* _Excerpted records_:
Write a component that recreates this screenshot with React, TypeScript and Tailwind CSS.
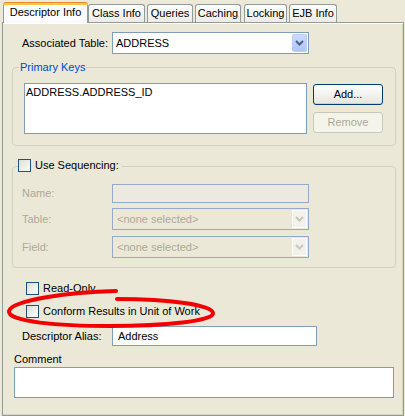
import React from "react";

function Checkbox() {
  return (
    <div className="w-[13px] h-[13px] shrink-0 border border-[#1C5180] bg-linear-to-br from-[#DCDCD7] to-white" />
  );
}

function Chevron({ disabled }: { disabled?: boolean }) {
  return (
    <svg width="9" height="6" viewBox="0 0 9 6">
      <path
        d="M1 1 L4.5 4.5 L8 1"
        fill="none"
        stroke={disabled ? "#C9C7BA" : "#4D6185"}
        strokeWidth="2"
      />
    </svg>
  );
}

function Combo({ text, disabled }: { text: string; disabled?: boolean }) {
  return (
    <div
      className={
        disabled
          ? "w-[197px] h-[22px] border border-[#94AACB] p-[1px] flex"
          : "w-[197px] h-[22px] border border-[#7F9DB9] bg-white p-[1px] flex"
      }
    >
      <div
        className={
          disabled
            ? "flex-1 flex items-center pl-[3px] text-[#ACA899]"
            : "flex-1 flex items-center pl-[2px] text-black"
        }
      >
        {text}
      </div>
      {disabled ? (
        <div className="w-[15px] h-full border border-white bg-[#F2F1EA] flex items-center justify-center">
          <Chevron disabled />
        </div>
      ) : (
        <div className="w-[15px] h-full rounded-[2px] border border-[#B9CDF6] bg-linear-to-b from-[#CCDAFD] to-[#B1C5F5] flex items-center justify-center">
          <Chevron />
        </div>
      )}
    </div>
  );
}

function Tab({ label, w, ml }: { label: string; w: string; ml: string }) {
  return (
    <div
      className={`${w} ${ml} h-[18px] border-t border-x border-[#919B9C] rounded-t-[3px] bg-linear-to-b from-white to-[#ECEBE6] flex justify-center pt-[2px]`}
    >
      <span className="leading-[13px] whitespace-nowrap">{label}</span>
    </div>
  );
}

export default function App() {
  return (
    <div className="relative w-[405px] h-[416px] overflow-hidden bg-[#ECE9D8] text-[11px] leading-[13px] text-black font-['Liberation_Sans',Arial,sans-serif]">
      {/* Tabs */}
      <div className="flex items-end h-[22px]">
        <div className="relative z-10 ml-[3px] w-[85px] h-[21px] -mb-[1px] flex flex-col">
          <div className="h-[3px] rounded-t-[3px] border-t border-[#E68B2C] bg-[#FFC83C]" />
          <div className="flex-1 border-x border-[#919B9C] bg-[#FCFCFE] flex justify-center pt-[1px]">
            <span className="leading-[13px] whitespace-nowrap">Descriptor Info</span>
          </div>
        </div>
        <Tab label="Class Info" w="w-[57px]" ml="ml-0" />
        <Tab label="Queries" w="w-[46px]" ml="ml-[2px]" />
        <Tab label="Caching" w="w-[46px]" ml="ml-[2px]" />
        <Tab label="Locking" w="w-[43px]" ml="ml-[3px]" />
        <Tab label="EJB Info" w="w-[48px]" ml="ml-[2px]" />
      </div>

      {/* Panel */}
      <div className="ml-[2px] w-[402px] h-[394px] border border-[#919B9C] bg-[#EBE8D7] shadow-[inset_0_1px_0_#ffffff,inset_-1px_-1px_0_#D6D3C1] flex flex-col">
        {/* Associated Table */}
        <div className="mt-[9px] ml-[19px] flex items-center h-[22px]">
          <div className="w-[90px]">Associated Table:</div>
          <Combo text="ADDRESS" />
        </div>

        {/* Primary Keys */}
        <div className="relative mt-[13px] ml-[9px] w-[384px] h-[79px] border border-[#D0D0BF] rounded-[4px] pt-[15px] pl-[11px] flex items-start">
          <span className="absolute -top-[7px] left-[6px] px-[1px] bg-[#EBE8D7] text-[#0046D5]">
            Primary Keys
          </span>
          <div className="w-[283px] h-[51px] border border-[#7F9DB9] bg-white pt-[2px] pl-[1px]">
            ADDRESS.ADDRESS_ID
          </div>
          <div className="ml-[6px] mt-[1px] flex flex-col gap-[7px]">
            <div className="w-[70px] h-[21px] rounded-[3px] border border-[#003C74] bg-linear-to-b from-white to-[#E6E5DE] shadow-[inset_0_-1px_0_#D6D0C5] flex items-center justify-center">
              Add...
            </div>
            <div className="w-[70px] h-[21px] rounded-[3px] border border-[#C9C7BA] bg-[#F5F4EA] text-[#ACA899] flex items-center justify-center">
              Remove
            </div>
          </div>
        </div>

        {/* Use Sequencing */}
        <div className="relative mt-[20px] ml-[9px] w-[384px] h-[102px] border border-[#D0D0BF] rounded-[4px] pt-[17px] pl-[9px] flex flex-col">
          <div className="absolute -top-[8px] left-[5px] pr-[3px] bg-[#EBE8D7] flex items-center gap-[4px]">
            <Checkbox />
            <span>Use Sequencing:</span>
          </div>
          <div className="flex items-center h-[19px]">
            <div className="w-[90px] text-[#ACA899]">Name:</div>
            <div className="w-[197px] h-[19px] border border-[#94AACB] bg-[#ECEAE0]" />
          </div>
          <div className="mt-[5px] flex items-center h-[22px]">
            <div className="w-[90px] text-[#ACA899]">Table:</div>
            <Combo text="<none selected>" disabled />
          </div>
          <div className="mt-[6px] flex items-center h-[22px]">
            <div className="w-[90px] text-[#ACA899]">Field:</div>
            <Combo text="<none selected>" disabled />
          </div>
        </div>

        {/* Checkboxes */}
        <div className="mt-[14px] ml-[23px] flex items-center gap-[4px] h-[13px]">
          <Checkbox />
          <span>Read-Only</span>
        </div>
        <div className="mt-[10px] ml-[23px] flex items-center gap-[4px] h-[13px]">
          <Checkbox />
          <span>Conform Results in Unit of Work</span>
        </div>

        {/* Descriptor Alias */}
        <div className="mt-[8px] ml-[19px] flex items-center h-[20px]">
          <div className="w-[90px]">Descriptor Alias:</div>
          <div className="w-[205px] h-[20px] border border-[#7F9DB9] bg-white pl-[5px] flex items-center">
            Address
          </div>
        </div>

        {/* Comment */}
        <div className="mt-[7px] ml-[11px]">Comment</div>
        <div className="mt-[1px] ml-[11px] w-[380px] h-[31px] border border-[#7F9DB9] bg-white" />
      </div>

      {/* Red hand-drawn ellipse */}
      <svg
        className="absolute left-0 top-0 pointer-events-none"
        width="405"
        height="416"
        viewBox="0 0 405 416"
      >
        <path
          d="M116 291 C70 292 12 300 9 311 C7 322 60 326 110 326 C165 326 214 321 213 313 C212 305 170 299 117 299"
          fill="none"
          stroke="#F20000"
          strokeWidth="4"
          strokeLinecap="round"
        />
      </svg>
    </div>
  );
}
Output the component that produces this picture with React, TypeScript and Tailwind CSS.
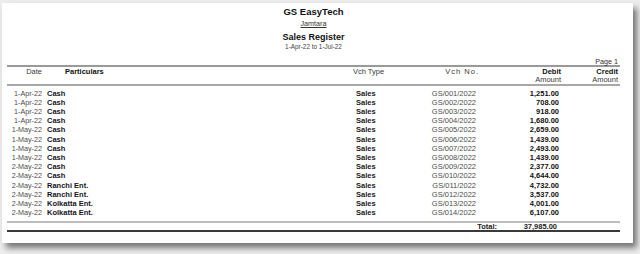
import React from 'react';

const rows: [string, string, string, string][] = [
  ['1-Apr-22', 'Cash', 'GS/001/2022', '1,251.00'],
  ['1-Apr-22', 'Cash', 'GS/002/2022', '708.00'],
  ['1-Apr-22', 'Cash', 'GS/003/2022', '918.00'],
  ['1-Apr-22', 'Cash', 'GS/004/2022', '1,680.00'],
  ['1-May-22', 'Cash', 'GS/005/2022', '2,659.00'],
  ['1-May-22', 'Cash', 'GS/006/2022', '1,439.00'],
  ['1-May-22', 'Cash', 'GS/007/2022', '2,493.00'],
  ['1-May-22', 'Cash', 'GS/008/2022', '1,439.00'],
  ['2-May-22', 'Cash', 'GS/009/2022', '2,377.00'],
  ['2-May-22', 'Cash', 'GS/010/2022', '4,644.00'],
  ['2-May-22', 'Ranchi Ent.', 'GS/011/2022', '4,732.00'],
  ['2-May-22', 'Ranchi Ent.', 'GS/012/2022', '3,537.00'],
  ['2-May-22', 'Kolkatta Ent.', 'GS/013/2022', '4,001.00'],
  ['2-May-22', 'Kolkatta Ent.', 'GS/014/2022', '6,107.00'],
];

function App() {
  return (
    <div className="w-[640px] h-[254px] overflow-hidden bg-[#ededed] pt-[3px] pl-[2px] font-['Liberation_Sans',Arial,sans-serif]">
      {/* printed page */}
      <div className="w-[631px] h-[240px] bg-white px-[5px] shadow-[4px_5px_6px_rgba(0,0,0,0.5)]">
        <div className="w-[613px]">
          {/* title block */}
          <div className="flex flex-col items-center pt-[3px]">
            <div className="h-[12px] leading-[12px] text-[9.5px] font-bold text-[#111]">GS EasyTech</div>
            <div className="h-[12px] leading-[12px] text-[7.2px] text-[#333] underline">Jamtara</div>
            <div className="h-[14px] leading-[14px] text-[9px] font-bold text-[#111]">Sales Register</div>
            <div className="h-[6px] leading-[6px] text-[6.4px] text-[#444]">1-Apr-22 to 1-Jul-22</div>
          </div>

          <div className="h-[15px] flex items-end justify-end pr-[2px]">
            <span className="leading-[6px] text-[7.2px] text-[#333]">Page 1</span>
          </div>
          <div className="h-[2px] bg-[#9a9a9a]" />

          {/* column headings */}
          <div className="text-[7.5px] text-[#3a3a3a]">
            <div className="flex h-[8.5px] leading-[9px]">
              <div className="w-[35px] text-right">Date</div>
              <div className="w-[309px] pl-[23px] font-bold text-[#111]">Particulars</div>
              <div className="w-[60px] pl-[2px]">Vch Type</div>
              <div className="w-[68px] text-right tracking-[1px]">Vch No.</div>
              <div className="w-[82px] text-right font-bold text-[#111]">Debit</div>
              <div className="w-[57px] text-right font-bold text-[#111]">Credit</div>
            </div>
            <div className="flex h-[8.5px] leading-[8.5px]">
              <div className="w-[472px]" />
              <div className="w-[82px] text-right">Amount</div>
              <div className="w-[57px] text-right">Amount</div>
            </div>
          </div>
          <div className="h-[1.5px] bg-[#a8a8a8]" />

          {/* entries */}
          <div className="pt-[3px] text-[7.5px]">
            {rows.map(([date, party, no, amt], i) => (
              <div key={i} className="flex h-[9.23px] leading-[9.23px]">
                <div className="w-[35px] text-right text-[7.2px] text-[#4d4d4d]">{date}</div>
                <div className="w-[314px] pl-[5px] font-bold text-[#14141e]">{party}</div>
                <div className="w-[60px] font-bold text-[#1a1a24]">Sales</div>
                <div className="w-[60px] text-right text-[#4d4d4d]">{no}</div>
                <div className="w-[83px] text-right font-bold text-[#111]">{amt}</div>
                <div className="w-[59px]" />
              </div>
            ))}
          </div>

          <div className="mt-[3.5px] h-[2px] bg-[#bdbdbd]" />
          <div className="flex h-[6.5px] leading-[7px] text-[7.5px] font-bold text-[#222]">
            <div className="w-[490px] text-right">Total:</div>
            <div className="w-[60px] text-right">37,985.00</div>
          </div>
          <div className="h-[2px] bg-[#3a3a3a]" />
        </div>
      </div>
    </div>
  );
}

export default App;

* _What to do_:
Can you give again only the lines between the one containing "Output the component" and the one containing "import React from 'react';", counting both, exactly as they appear and without any pictures?

* _Complete response_:
Output the component that produces this picture with React, TypeScript and Tailwind CSS.
import React from 'react';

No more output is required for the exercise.